SET TASK
What follows is a listing; give it again exactly, in its entirety.

DATA SEGMENT

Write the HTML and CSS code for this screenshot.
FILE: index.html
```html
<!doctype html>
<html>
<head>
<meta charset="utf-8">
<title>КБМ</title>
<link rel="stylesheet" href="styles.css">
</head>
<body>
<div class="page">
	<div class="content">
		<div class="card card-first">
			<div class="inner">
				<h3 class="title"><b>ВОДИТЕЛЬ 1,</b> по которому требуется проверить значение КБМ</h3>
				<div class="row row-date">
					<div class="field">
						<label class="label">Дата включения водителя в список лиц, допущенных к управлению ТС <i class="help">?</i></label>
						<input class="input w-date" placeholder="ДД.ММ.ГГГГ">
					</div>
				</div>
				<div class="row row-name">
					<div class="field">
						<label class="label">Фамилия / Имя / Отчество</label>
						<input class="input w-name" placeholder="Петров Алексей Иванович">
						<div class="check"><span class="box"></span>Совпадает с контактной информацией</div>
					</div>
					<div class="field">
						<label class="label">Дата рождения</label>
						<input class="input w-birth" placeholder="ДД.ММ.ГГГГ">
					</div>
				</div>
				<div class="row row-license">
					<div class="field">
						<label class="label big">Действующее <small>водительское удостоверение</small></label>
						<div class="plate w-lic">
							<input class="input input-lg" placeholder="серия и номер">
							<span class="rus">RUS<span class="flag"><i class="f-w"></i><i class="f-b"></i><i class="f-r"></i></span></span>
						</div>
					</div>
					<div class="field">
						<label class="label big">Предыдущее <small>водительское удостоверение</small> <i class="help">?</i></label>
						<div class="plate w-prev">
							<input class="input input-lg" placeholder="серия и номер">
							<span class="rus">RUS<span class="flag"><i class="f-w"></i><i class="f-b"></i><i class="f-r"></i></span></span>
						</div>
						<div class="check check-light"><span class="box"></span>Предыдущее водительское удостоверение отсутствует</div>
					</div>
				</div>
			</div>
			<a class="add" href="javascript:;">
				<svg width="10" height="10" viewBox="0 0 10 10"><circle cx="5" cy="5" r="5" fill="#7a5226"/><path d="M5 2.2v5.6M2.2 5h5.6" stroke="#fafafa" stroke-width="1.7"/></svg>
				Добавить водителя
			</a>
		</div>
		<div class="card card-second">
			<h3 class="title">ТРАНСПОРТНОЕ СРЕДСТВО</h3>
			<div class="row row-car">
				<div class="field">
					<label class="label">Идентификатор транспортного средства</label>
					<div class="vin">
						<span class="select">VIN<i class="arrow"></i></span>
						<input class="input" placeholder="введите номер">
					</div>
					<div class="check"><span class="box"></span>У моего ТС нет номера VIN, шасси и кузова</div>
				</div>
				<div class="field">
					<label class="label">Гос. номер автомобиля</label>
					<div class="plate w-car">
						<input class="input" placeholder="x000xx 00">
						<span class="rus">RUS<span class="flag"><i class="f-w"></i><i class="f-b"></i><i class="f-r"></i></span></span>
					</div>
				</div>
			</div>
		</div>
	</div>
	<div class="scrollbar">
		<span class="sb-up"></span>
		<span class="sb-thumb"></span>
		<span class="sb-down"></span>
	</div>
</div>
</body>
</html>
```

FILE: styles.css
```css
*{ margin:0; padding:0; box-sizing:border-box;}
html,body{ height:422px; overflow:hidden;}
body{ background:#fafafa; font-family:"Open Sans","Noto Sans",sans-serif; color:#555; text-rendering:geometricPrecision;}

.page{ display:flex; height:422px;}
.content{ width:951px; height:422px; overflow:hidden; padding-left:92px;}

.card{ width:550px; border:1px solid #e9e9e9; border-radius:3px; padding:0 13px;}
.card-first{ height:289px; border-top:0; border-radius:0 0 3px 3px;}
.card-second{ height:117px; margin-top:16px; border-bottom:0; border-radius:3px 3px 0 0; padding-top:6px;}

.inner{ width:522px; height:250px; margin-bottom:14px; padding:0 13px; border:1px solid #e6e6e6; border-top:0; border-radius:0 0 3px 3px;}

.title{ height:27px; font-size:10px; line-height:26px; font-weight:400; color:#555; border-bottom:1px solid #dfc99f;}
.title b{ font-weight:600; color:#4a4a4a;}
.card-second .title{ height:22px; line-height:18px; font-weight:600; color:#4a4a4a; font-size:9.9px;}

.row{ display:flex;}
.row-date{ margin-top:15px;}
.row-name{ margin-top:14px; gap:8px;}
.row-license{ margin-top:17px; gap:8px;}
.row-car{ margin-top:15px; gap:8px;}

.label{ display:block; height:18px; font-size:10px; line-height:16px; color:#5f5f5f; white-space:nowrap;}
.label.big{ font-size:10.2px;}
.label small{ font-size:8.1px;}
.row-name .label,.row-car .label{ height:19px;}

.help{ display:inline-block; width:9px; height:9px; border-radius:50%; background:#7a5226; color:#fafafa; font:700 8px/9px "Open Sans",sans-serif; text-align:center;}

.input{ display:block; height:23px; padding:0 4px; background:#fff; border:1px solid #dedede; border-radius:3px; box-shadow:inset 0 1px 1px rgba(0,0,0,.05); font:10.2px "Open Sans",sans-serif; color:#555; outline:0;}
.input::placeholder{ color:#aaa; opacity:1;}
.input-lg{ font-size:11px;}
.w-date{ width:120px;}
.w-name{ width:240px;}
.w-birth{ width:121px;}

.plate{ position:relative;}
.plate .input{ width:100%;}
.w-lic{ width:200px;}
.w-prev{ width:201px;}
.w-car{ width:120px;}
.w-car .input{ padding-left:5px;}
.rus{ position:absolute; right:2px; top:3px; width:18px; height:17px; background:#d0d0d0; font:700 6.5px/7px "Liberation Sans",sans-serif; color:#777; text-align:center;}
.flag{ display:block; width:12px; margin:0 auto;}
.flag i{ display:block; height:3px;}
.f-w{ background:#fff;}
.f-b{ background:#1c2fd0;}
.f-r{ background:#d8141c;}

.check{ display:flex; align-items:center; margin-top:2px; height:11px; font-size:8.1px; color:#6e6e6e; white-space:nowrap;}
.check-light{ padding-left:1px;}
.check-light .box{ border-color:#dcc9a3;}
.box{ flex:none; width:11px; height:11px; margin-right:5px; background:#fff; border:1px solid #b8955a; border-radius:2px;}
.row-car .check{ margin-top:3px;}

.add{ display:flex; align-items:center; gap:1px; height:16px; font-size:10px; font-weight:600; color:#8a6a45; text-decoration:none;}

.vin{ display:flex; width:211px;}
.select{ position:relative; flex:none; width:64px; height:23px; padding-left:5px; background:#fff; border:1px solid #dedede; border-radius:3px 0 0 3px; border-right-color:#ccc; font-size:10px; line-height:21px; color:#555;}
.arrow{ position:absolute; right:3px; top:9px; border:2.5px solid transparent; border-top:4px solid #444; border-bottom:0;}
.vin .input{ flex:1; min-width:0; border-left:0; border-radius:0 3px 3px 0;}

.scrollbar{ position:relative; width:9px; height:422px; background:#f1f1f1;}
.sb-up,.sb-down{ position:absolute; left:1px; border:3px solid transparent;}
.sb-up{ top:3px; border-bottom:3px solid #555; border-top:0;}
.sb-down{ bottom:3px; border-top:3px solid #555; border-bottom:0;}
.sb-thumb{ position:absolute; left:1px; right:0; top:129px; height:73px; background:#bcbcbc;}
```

FULL OUTPUT
Write the HTML and CSS code for this screenshot.
FILE: index.html
```html
<!doctype html>
<html>
<head>
<meta charset="utf-8">
<title>КБМ</title>
<link rel="stylesheet" href="styles.css">
</head>
<body>
<div class="page">
	<div class="content">
		<div class="card card-first">
			<div class="inner">
				<h3 class="title"><b>ВОДИТЕЛЬ 1,</b> по которому требуется проверить значение КБМ</h3>
				<div class="row row-date">
					<div class="field">
						<label class="label">Дата включения водителя в список лиц, допущенных к управлению ТС <i class="help">?</i></label>
						<input class="input w-date" placeholder="ДД.ММ.ГГГГ">
					</div>
				</div>
				<div class="row row-name">
					<div class="field">
						<label class="label">Фамилия / Имя / Отчество</label>
						<input class="input w-name" placeholder="Петров Алексей Иванович">
						<div class="check"><span class="box"></span>Совпадает с контактной информацией</div>
					</div>
					<div class="field">
						<label class="label">Дата рождения</label>
						<input class="input w-birth" placeholder="ДД.ММ.ГГГГ">
					</div>
				</div>
				<div class="row row-license">
					<div class="field">
						<label class="label big">Действующее <small>водительское удостоверение</small></label>
						<div class="plate w-lic">
							<input class="input input-lg" placeholder="серия и номер">
							<span class="rus">RUS<span class="flag"><i class="f-w"></i><i class="f-b"></i><i class="f-r"></i></span></span>
						</div>
					</div>
					<div class="field">
						<label class="label big">Предыдущее <small>водительское удостоверение</small> <i class="help">?</i></label>
						<div class="plate w-prev">
							<input class="input input-lg" placeholder="серия и номер">
							<span class="rus">RUS<span class="flag"><i class="f-w"></i><i class="f-b"></i><i class="f-r"></i></span></span>
						</div>
						<div class="check check-light"><span class="box"></span>Предыдущее водительское удостоверение отсутствует</div>
					</div>
				</div>
			</div>
			<a class="add" href="javascript:;">
				<svg width="10" height="10" viewBox="0 0 10 10"><circle cx="5" cy="5" r="5" fill="#7a5226"/><path d="M5 2.2v5.6M2.2 5h5.6" stroke="#fafafa" stroke-width="1.7"/></svg>
				Добавить водителя
			</a>
		</div>
		<div class="card card-second">
			<h3 class="title">ТРАНСПОРТНОЕ СРЕДСТВО</h3>
			<div class="row row-car">
				<div class="field">
					<label class="label">Идентификатор транспортного средства</label>
					<div class="vin">
						<span class="select">VIN<i class="arrow"></i></span>
						<input class="input" placeholder="введите номер">
					</div>
					<div class="check"><span class="box"></span>У моего ТС нет номера VIN, шасси и кузова</div>
				</div>
				<div class="field">
					<label class="label">Гос. номер автомобиля</label>
					<div class="plate w-car">
						<input class="input" placeholder="x000xx 00">
						<span class="rus">RUS<span class="flag"><i class="f-w"></i><i class="f-b"></i><i class="f-r"></i></span></span>
					</div>
				</div>
			</div>
		</div>
	</div>
	<div class="scrollbar">
		<span class="sb-up"></span>
		<span class="sb-thumb"></span>
		<span class="sb-down"></span>
	</div>
</div>
</body>
</html>
```

FILE: styles.css
```css
*{ margin:0; padding:0; box-sizing:border-box;}
html,body{ height:422px; overflow:hidden;}
body{ background:#fafafa; font-family:"Open Sans","Noto Sans",sans-serif; color:#555; text-rendering:geometricPrecision;}

.page{ display:flex; height:422px;}
.content{ width:951px; height:422px; overflow:hidden; padding-left:92px;}

.card{ width:550px; border:1px solid #e9e9e9; border-radius:3px; padding:0 13px;}
.card-first{ height:289px; border-top:0; border-radius:0 0 3px 3px;}
.card-second{ height:117px; margin-top:16px; border-bottom:0; border-radius:3px 3px 0 0; padding-top:6px;}

.inner{ width:522px; height:250px; margin-bottom:14px; padding:0 13px; border:1px solid #e6e6e6; border-top:0; border-radius:0 0 3px 3px;}

.title{ height:27px; font-size:10px; line-height:26px; font-weight:400; color:#555; border-bottom:1px solid #dfc99f;}
.title b{ font-weight:600; color:#4a4a4a;}
.card-second .title{ height:22px; line-height:18px; font-weight:600; color:#4a4a4a; font-size:9.9px;}

.row{ display:flex;}
.row-date{ margin-top:15px;}
.row-name{ margin-top:14px; gap:8px;}
.row-license{ margin-top:17px; gap:8px;}
.row-car{ margin-top:15px; gap:8px;}

.label{ display:block; height:18px; font-size:10px; line-height:16px; color:#5f5f5f; white-space:nowrap;}
.label.big{ font-size:10.2px;}
.label small{ font-size:8.1px;}
.row-name .label,.row-car .label{ height:19px;}

.help{ display:inline-block; width:9px; height:9px; border-radius:50%; background:#7a5226; color:#fafafa; font:700 8px/9px "Open Sans",sans-serif; text-align:center;}

.input{ display:block; height:23px; padding:0 4px; background:#fff; border:1px solid #dedede; border-radius:3px; box-shadow:inset 0 1px 1px rgba(0,0,0,.05); font:10.2px "Open Sans",sans-serif; color:#555; outline:0;}
.input::placeholder{ color:#aaa; opacity:1;}
.input-lg{ font-size:11px;}
.w-date{ width:120px;}
.w-name{ width:240px;}
.w-birth{ width:121px;}

.plate{ position:relative;}
.plate .input{ width:100%;}
.w-lic{ width:200px;}
.w-prev{ width:201px;}
.w-car{ width:120px;}
.w-car .input{ padding-left:5px;}
.rus{ position:absolute; right:2px; top:3px; width:18px; height:17px; background:#d0d0d0; font:700 6.5px/7px "Liberation Sans",sans-serif; color:#777; text-align:center;}
.flag{ display:block; width:12px; margin:0 auto;}
.flag i{ display:block; height:3px;}
.f-w{ background:#fff;}
.f-b{ background:#1c2fd0;}
.f-r{ background:#d8141c;}

.check{ display:flex; align-items:center; margin-top:2px; height:11px; font-size:8.1px; color:#6e6e6e; white-space:nowrap;}
.check-light{ padding-left:1px;}
.check-light .box{ border-color:#dcc9a3;}
.box{ flex:none; width:11px; height:11px; margin-right:5px; background:#fff; border:1px solid #b8955a; border-radius:2px;}
.row-car .check{ margin-top:3px;}

.add{ display:flex; align-items:center; gap:1px; height:16px; font-size:10px; font-weight:600; color:#8a6a45; text-decoration:none;}

.vin{ display:flex; width:211px;}
.select{ position:relative; flex:none; width:64px; height:23px; padding-left:5px; background:#fff; border:1px solid #dedede; border-radius:3px 0 0 3px; border-right-color:#ccc; font-size:10px; line-height:21px; color:#555;}
.arrow{ position:absolute; right:3px; top:9px; border:2.5px solid transparent; border-top:4px solid #444; border-bottom:0;}
.vin .input{ flex:1; min-width:0; border-left:0; border-radius:0 3px 3px 0;}

.scrollbar{ position:relative; width:9px; height:422px; background:#f1f1f1;}
.sb-up,.sb-down{ position:absolute; left:1px; border:3px solid transparent;}
.sb-up{ top:3px; border-bottom:3px solid #555; border-top:0;}
.sb-down{ bottom:3px; border-top:3px solid #555; border-bottom:0;}
.sb-thumb{ position:absolute; left:1px; right:0; top:129px; height:73px; background:#bcbcbc;}
```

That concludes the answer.